Madama
Madama
A Tahitian pearl trade grade for high-quality circled and ringed pearls
Madama is a trade nomenclature term used in the Tahitian and South Sea cultured pearl markets to describe pearls that are predominantly circled or ringed in form but otherwise of high lustre, clean nacre and good colour. The term has French and Polynesian origins, reflecting the Francophone administrative history of French Polynesia, where the bulk of Tahitian pearl culture is carried out, and is most often heard in producer-side and Hong Kong dealer language rather than in formal laboratory grading reports.
Position in the grading hierarchy
The standard Tahitian pearl grading system used by Tahiti's Direction des Ressources Marines and adopted in modified form by major dealers runs from A or Top Gem through B, C and D, with shape categories spanning round, semi-round, drop, button, oval, baroque and circled. Madama sits as a sub-category description that recognises that a circled pearl with strong lustre and clean surface can outshine a round pearl of weaker lustre and is therefore commercially desirable in its own right, particularly for designers seeking distinctive single-pearl pendants and earrings.

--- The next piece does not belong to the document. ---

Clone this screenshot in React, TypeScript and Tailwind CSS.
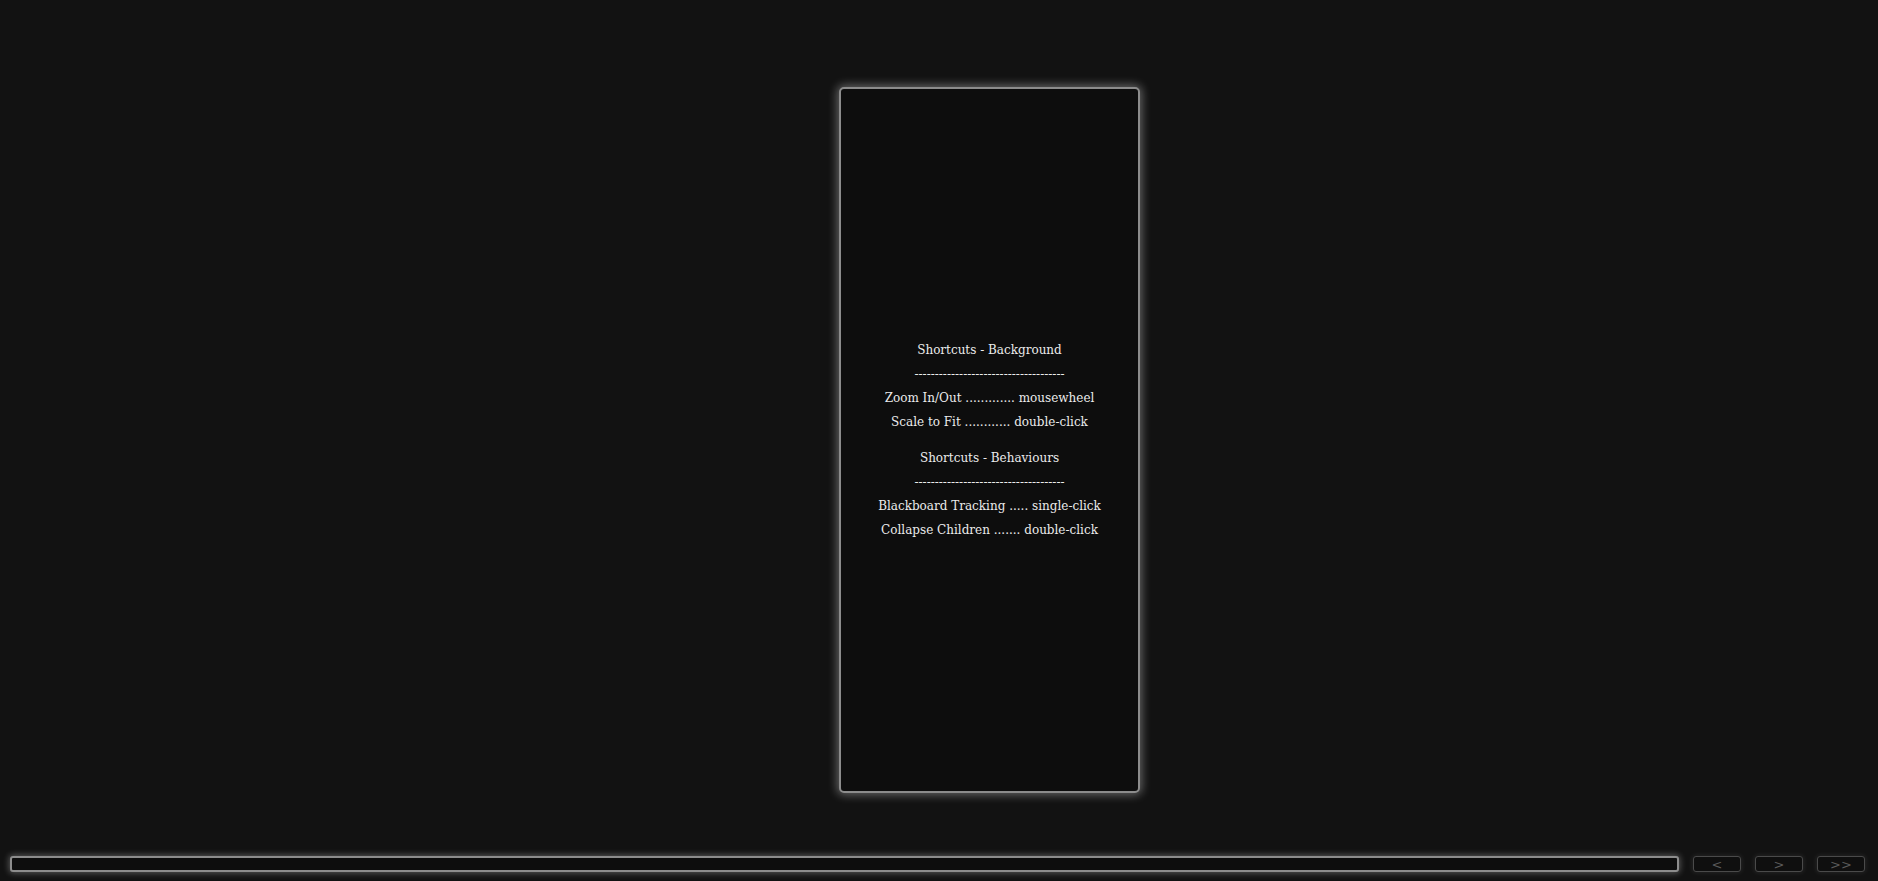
const shortcuts = [
  {
    title: "Shortcuts - Background",
    lines: ["Zoom In/Out ............. mousewheel", "Scale to Fit ............ double-click"],
  },
  {
    title: "Shortcuts - Behaviours",
    lines: ["Blackboard Tracking ..... single-click", "Collapse Children ....... double-click"],
  },
];

const DASHES = "-------------------------------------";

export default function App() {
  return (
    <div className="flex h-[881px] w-full flex-col bg-[#121212] font-['DejaVu_Serif',serif]">
      <div className="flex h-[856px] pl-[839px] pt-[87px] pb-[63px]">
        <div className="flex w-[301px] flex-col items-center justify-center gap-3 rounded-[5px] border-2 border-[#8c8c8c] bg-[#0d0d0d] shadow-[0_0_10px_2px_rgba(255,255,255,0.35)]">
          {shortcuts.map((block) => (
            <div key={block.title} className="flex flex-col items-center text-[12px] leading-[24px] text-[#ebebeb]">
              <span>{block.title}</span>
              <span>{DASHES}</span>
              {block.lines.map((line) => (
                <span key={line}>{line}</span>
              ))}
            </div>
          ))}
        </div>
      </div>
      <div className="flex h-[25px] items-start gap-[14px] pl-[10px] pr-[13px]">
        <div className="h-[16px] flex-1 rounded-[3px] border-2 border-[#8c8c8c] bg-[#0d0d0d] shadow-[0_0_6px_1px_rgba(255,255,255,0.3)]" />
        {["<", ">", ">>"].map((label) => (
          <button
            key={label}
            className="flex h-[16px] w-[48px] items-center justify-center rounded-[3px] border border-[#4a4a4a] bg-[#0f0f0f] font-['DejaVu_Sans',sans-serif] text-[13px] leading-none text-[#5a5a5a] shadow-[0_0_5px_1px_rgba(255,255,255,0.08)]"
          >
            {label}
          </button>
        ))}
      </div>
    </div>
  );
}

Different dealers and producers apply the term in different ways: some restrict it to circled pearls of A grade or better, others use it more loosely. Because the term lacks an internationally codified definition, buyers should request the specific quality criteria a vendor applies before relying on the label alone. CIBJO's Pearl Book and the GIA cultured pearl description system both describe circled and ringed pearls in formal terms, but neither codifies madama as a standardised grade.
Trade context
Madama-tier pearls are a meaningful share of high-end circled Tahitian production and offer a distinctive aesthetic for designers willing to work with pronounced surface ringing rather than pure round shape.